**Stored data:**
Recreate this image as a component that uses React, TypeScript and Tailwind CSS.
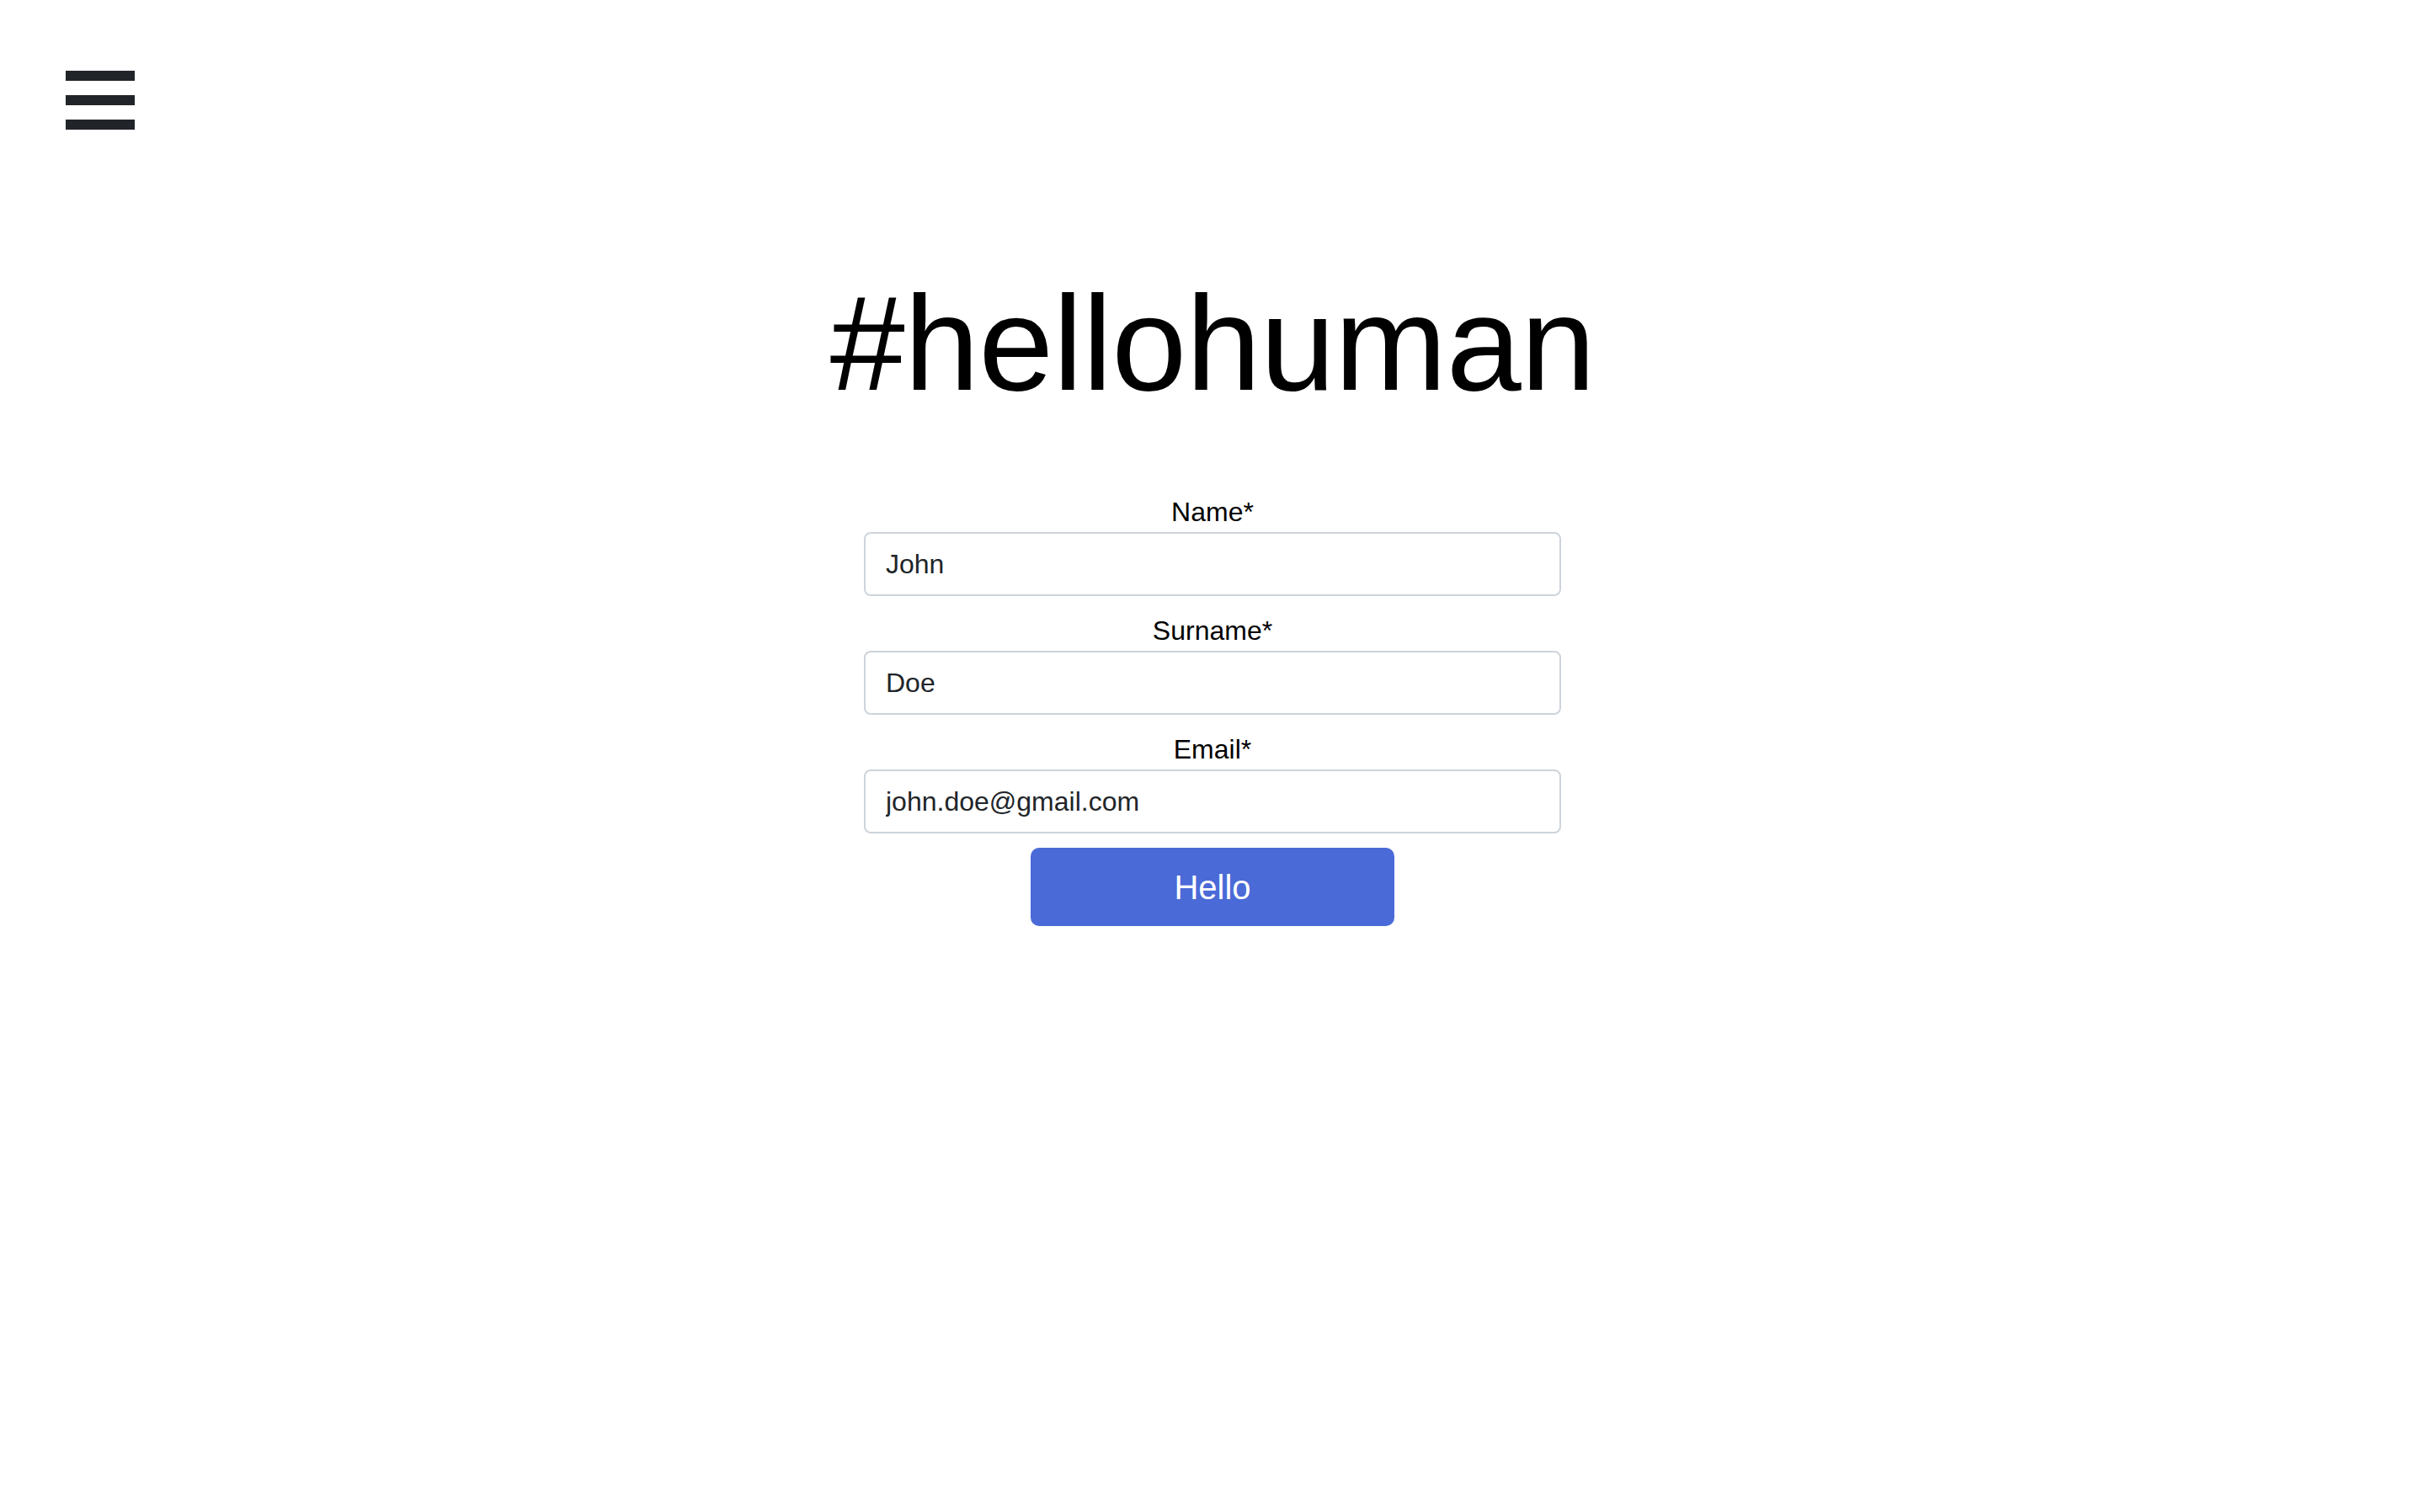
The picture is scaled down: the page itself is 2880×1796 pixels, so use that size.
import { useState } from 'react';

const fields = [
  { label: 'Name*', name: 'name', type: 'text', value: 'John' },
  { label: 'Surname*', name: 'surname', type: 'text', value: 'Doe' },
  { label: 'Email*', name: 'email', type: 'email', value: 'john.doe@gmail.com' },
];

function Hamburger() {
  return (
    <button className="flex flex-col gap-[17px] bg-transparent p-0" aria-label="Menu">
      <span className="block h-[12px] w-[82px] bg-[#212529]" />
      <span className="block h-[12px] w-[82px] bg-[#212529]" />
      <span className="block h-[12px] w-[82px] bg-[#212529]" />
    </button>
  );
}

export default function App() {
  const [values, setValues] = useState<Record<string, string>>(
    Object.fromEntries(fields.map((f) => [f.name, f.value]))
  );

  return (
    <div className="min-h-screen bg-white font-['Liberation_Sans',Arial,sans-serif] text-black">
      <div className="pl-[78px] pt-[84px]">
        <Hamburger />
      </div>

      <h1 className="mt-[174px] text-center text-[160px] font-normal leading-[160px] tracking-[-0.7px] text-black">
        #hellohuman
      </h1>

      <form
        className="mx-auto mt-[96px] flex w-[828px] flex-col"
        onSubmit={(e) => e.preventDefault()}
      >
        {fields.map((f) => (
          <div key={f.name} className="mb-[17px] flex flex-col">
            <label htmlFor={f.name} className="text-center text-[32px] leading-[48px] text-black">
              {f.label}
            </label>
            <input
              id={f.name}
              type={f.type}
              value={values[f.name]}
              onChange={(e) => setValues({ ...values, [f.name]: e.target.value })}
              className="h-[76px] w-full rounded-[8px] border-2 border-[#ced4da] bg-white px-[24px] text-[32px] text-[#212529] outline-none"
            />
          </div>
        ))}
        <button
          type="submit"
          className="mx-auto h-[93px] w-[432px] rounded-[10px] bg-[#4a6ad8] text-[40px] text-white"
        >
          Hello
        </button>
      </form>
    </div>
  );
}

**Goal of the exercise:** All of the material above needs to be restated exactly, with no pictures.

**Finished answer:**
Recreate this image as a component that uses React, TypeScript and Tailwind CSS.
The picture is scaled down: the page itself is 2880×1796 pixels, so use that size.
import { useState } from 'react';

const fields = [
  { label: 'Name*', name: 'name', type: 'text', value: 'John' },
  { label: 'Surname*', name: 'surname', type: 'text', value: 'Doe' },
  { label: 'Email*', name: 'email', type: 'email', value: 'john.doe@gmail.com' },
];

function Hamburger() {
  return (
    <button className="flex flex-col gap-[17px] bg-transparent p-0" aria-label="Menu">
      <span className="block h-[12px] w-[82px] bg-[#212529]" />
      <span className="block h-[12px] w-[82px] bg-[#212529]" />
      <span className="block h-[12px] w-[82px] bg-[#212529]" />
    </button>
  );
}

export default function App() {
  const [values, setValues] = useState<Record<string, string>>(
    Object.fromEntries(fields.map((f) => [f.name, f.value]))
  );

  return (
    <div className="min-h-screen bg-white font-['Liberation_Sans',Arial,sans-serif] text-black">
      <div className="pl-[78px] pt-[84px]">
        <Hamburger />
      </div>

      <h1 className="mt-[174px] text-center text-[160px] font-normal leading-[160px] tracking-[-0.7px] text-black">
        #hellohuman
      </h1>

      <form
        className="mx-auto mt-[96px] flex w-[828px] flex-col"
        onSubmit={(e) => e.preventDefault()}
      >
        {fields.map((f) => (
          <div key={f.name} className="mb-[17px] flex flex-col">
            <label htmlFor={f.name} className="text-center text-[32px] leading-[48px] text-black">
              {f.label}
            </label>
            <input
              id={f.name}
              type={f.type}
              value={values[f.name]}
              onChange={(e) => setValues({ ...values, [f.name]: e.target.value })}
              className="h-[76px] w-full rounded-[8px] border-2 border-[#ced4da] bg-white px-[24px] text-[32px] text-[#212529] outline-none"
            />
          </div>
        ))}
        <button
          type="submit"
          className="mx-auto h-[93px] w-[432px] rounded-[10px] bg-[#4a6ad8] text-[40px] text-white"
        >
          Hello
        </button>
      </form>
    </div>
  );
}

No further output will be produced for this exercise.